Entries with page source code
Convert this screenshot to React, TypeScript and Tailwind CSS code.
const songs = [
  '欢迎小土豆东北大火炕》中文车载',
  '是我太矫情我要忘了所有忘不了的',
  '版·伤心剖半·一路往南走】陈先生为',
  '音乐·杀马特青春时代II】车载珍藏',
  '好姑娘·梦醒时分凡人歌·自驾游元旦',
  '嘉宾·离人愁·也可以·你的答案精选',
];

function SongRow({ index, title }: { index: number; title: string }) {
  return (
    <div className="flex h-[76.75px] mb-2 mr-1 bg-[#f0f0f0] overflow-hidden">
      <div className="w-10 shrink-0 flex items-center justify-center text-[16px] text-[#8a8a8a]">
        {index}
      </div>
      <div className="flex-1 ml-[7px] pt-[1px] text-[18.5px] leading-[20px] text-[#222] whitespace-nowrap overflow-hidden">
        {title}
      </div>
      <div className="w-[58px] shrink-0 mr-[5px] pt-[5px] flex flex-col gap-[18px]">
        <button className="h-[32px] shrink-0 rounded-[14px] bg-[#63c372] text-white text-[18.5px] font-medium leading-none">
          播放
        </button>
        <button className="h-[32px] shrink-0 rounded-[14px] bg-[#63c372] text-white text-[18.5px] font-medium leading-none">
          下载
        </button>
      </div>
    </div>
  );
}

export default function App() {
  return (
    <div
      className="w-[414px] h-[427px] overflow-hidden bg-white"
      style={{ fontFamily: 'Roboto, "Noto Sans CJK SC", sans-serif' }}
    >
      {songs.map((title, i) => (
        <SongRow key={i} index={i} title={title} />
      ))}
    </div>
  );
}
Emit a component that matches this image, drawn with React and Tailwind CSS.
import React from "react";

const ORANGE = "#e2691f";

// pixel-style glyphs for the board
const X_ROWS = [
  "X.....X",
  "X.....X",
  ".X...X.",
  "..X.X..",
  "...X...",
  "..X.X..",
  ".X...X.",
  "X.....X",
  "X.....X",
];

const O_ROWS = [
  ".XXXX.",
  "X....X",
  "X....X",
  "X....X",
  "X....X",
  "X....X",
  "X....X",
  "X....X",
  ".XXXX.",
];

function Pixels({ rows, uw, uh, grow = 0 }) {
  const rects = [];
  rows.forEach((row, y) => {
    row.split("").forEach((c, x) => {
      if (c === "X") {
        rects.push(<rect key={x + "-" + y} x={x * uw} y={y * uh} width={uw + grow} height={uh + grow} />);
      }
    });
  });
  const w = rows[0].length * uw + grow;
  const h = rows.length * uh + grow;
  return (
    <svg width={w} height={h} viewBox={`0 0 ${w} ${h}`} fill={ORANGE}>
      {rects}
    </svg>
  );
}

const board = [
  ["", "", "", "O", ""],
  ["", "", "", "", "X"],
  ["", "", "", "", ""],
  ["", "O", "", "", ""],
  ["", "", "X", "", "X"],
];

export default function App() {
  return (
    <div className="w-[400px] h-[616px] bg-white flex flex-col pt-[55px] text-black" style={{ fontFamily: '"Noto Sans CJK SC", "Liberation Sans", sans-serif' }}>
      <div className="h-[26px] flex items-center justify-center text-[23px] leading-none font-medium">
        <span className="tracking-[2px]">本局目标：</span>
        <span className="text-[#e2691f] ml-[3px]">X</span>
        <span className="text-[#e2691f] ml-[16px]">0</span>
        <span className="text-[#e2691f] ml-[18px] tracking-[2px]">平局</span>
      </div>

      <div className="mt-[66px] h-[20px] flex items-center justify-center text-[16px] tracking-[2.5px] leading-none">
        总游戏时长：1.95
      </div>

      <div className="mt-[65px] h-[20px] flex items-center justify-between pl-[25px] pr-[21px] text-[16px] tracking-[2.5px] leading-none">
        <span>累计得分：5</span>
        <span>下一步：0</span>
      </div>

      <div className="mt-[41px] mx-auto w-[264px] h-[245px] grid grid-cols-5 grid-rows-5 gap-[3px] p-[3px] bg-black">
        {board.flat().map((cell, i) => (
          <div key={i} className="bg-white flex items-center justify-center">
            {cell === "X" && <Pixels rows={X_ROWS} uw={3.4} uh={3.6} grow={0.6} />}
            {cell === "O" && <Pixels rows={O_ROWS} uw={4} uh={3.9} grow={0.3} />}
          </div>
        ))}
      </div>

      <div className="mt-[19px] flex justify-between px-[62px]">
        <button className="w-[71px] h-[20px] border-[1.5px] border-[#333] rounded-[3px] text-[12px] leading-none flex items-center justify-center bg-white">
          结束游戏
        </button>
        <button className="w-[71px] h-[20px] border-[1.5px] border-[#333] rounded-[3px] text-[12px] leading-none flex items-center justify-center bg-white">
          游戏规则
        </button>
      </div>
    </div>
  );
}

• [TASK DESCRIPTION]:
Give back the whole listing exactly as it reads.

• [WRITTEN SOLUTION]:
Convert this screenshot to React, TypeScript and Tailwind CSS code.
const songs = [
  '欢迎小土豆东北大火炕》中文车载',
  '是我太矫情我要忘了所有忘不了的',
  '版·伤心剖半·一路往南走】陈先生为',
  '音乐·杀马特青春时代II】车载珍藏',
  '好姑娘·梦醒时分凡人歌·自驾游元旦',
  '嘉宾·离人愁·也可以·你的答案精选',
];

function SongRow({ index, title }: { index: number; title: string }) {
  return (
    <div className="flex h-[76.75px] mb-2 mr-1 bg-[#f0f0f0] overflow-hidden">
      <div className="w-10 shrink-0 flex items-center justify-center text-[16px] text-[#8a8a8a]">
        {index}
      </div>
      <div className="flex-1 ml-[7px] pt-[1px] text-[18.5px] leading-[20px] text-[#222] whitespace-nowrap overflow-hidden">
        {title}
      </div>
      <div className="w-[58px] shrink-0 mr-[5px] pt-[5px] flex flex-col gap-[18px]">
        <button className="h-[32px] shrink-0 rounded-[14px] bg-[#63c372] text-white text-[18.5px] font-medium leading-none">
          播放
        </button>
        <button className="h-[32px] shrink-0 rounded-[14px] bg-[#63c372] text-white text-[18.5px] font-medium leading-none">
          下载
        </button>
      </div>
    </div>
  );
}

export default function App() {
  return (
    <div
      className="w-[414px] h-[427px] overflow-hidden bg-white"
      style={{ fontFamily: 'Roboto, "Noto Sans CJK SC", sans-serif' }}
    >
      {songs.map((title, i) => (
        <SongRow key={i} index={i} title={title} />
      ))}
    </div>
  );
}
Emit a component that matches this image, drawn with React and Tailwind CSS.
import React from "react";

const ORANGE = "#e2691f";

// pixel-style glyphs for the board
const X_ROWS = [
  "X.....X",
  "X.....X",
  ".X...X.",
  "..X.X..",
  "...X...",
  "..X.X..",
  ".X...X.",
  "X.....X",
  "X.....X",
];

const O_ROWS = [
  ".XXXX.",
  "X....X",
  "X....X",
  "X....X",
  "X....X",
  "X....X",
  "X....X",
  "X....X",
  ".XXXX.",
];

function Pixels({ rows, uw, uh, grow = 0 }) {
  const rects = [];
  rows.forEach((row, y) => {
    row.split("").forEach((c, x) => {
      if (c === "X") {
        rects.push(<rect key={x + "-" + y} x={x * uw} y={y * uh} width={uw + grow} height={uh + grow} />);
      }
    });
  });
  const w = rows[0].length * uw + grow;
  const h = rows.length * uh + grow;
  return (
    <svg width={w} height={h} viewBox={`0 0 ${w} ${h}`} fill={ORANGE}>
      {rects}
    </svg>
  );
}

const board = [
  ["", "", "", "O", ""],
  ["", "", "", "", "X"],
  ["", "", "", "", ""],
  ["", "O", "", "", ""],
  ["", "", "X", "", "X"],
];

export default function App() {
  return (
    <div className="w-[400px] h-[616px] bg-white flex flex-col pt-[55px] text-black" style={{ fontFamily: '"Noto Sans CJK SC", "Liberation Sans", sans-serif' }}>
      <div className="h-[26px] flex items-center justify-center text-[23px] leading-none font-medium">
        <span className="tracking-[2px]">本局目标：</span>
        <span className="text-[#e2691f] ml-[3px]">X</span>
        <span className="text-[#e2691f] ml-[16px]">0</span>
        <span className="text-[#e2691f] ml-[18px] tracking-[2px]">平局</span>
      </div>

      <div className="mt-[66px] h-[20px] flex items-center justify-center text-[16px] tracking-[2.5px] leading-none">
        总游戏时长：1.95
      </div>

      <div className="mt-[65px] h-[20px] flex items-center justify-between pl-[25px] pr-[21px] text-[16px] tracking-[2.5px] leading-none">
        <span>累计得分：5</span>
        <span>下一步：0</span>
      </div>

      <div className="mt-[41px] mx-auto w-[264px] h-[245px] grid grid-cols-5 grid-rows-5 gap-[3px] p-[3px] bg-black">
        {board.flat().map((cell, i) => (
          <div key={i} className="bg-white flex items-center justify-center">
            {cell === "X" && <Pixels rows={X_ROWS} uw={3.4} uh={3.6} grow={0.6} />}
            {cell === "O" && <Pixels rows={O_ROWS} uw={4} uh={3.9} grow={0.3} />}
          </div>
        ))}
      </div>

      <div className="mt-[19px] flex justify-between px-[62px]">
        <button className="w-[71px] h-[20px] border-[1.5px] border-[#333] rounded-[3px] text-[12px] leading-none flex items-center justify-center bg-white">
          结束游戏
        </button>
        <button className="w-[71px] h-[20px] border-[1.5px] border-[#333] rounded-[3px] text-[12px] leading-none flex items-center justify-center bg-white">
          游戏规则
        </button>
      </div>
    </div>
  );
}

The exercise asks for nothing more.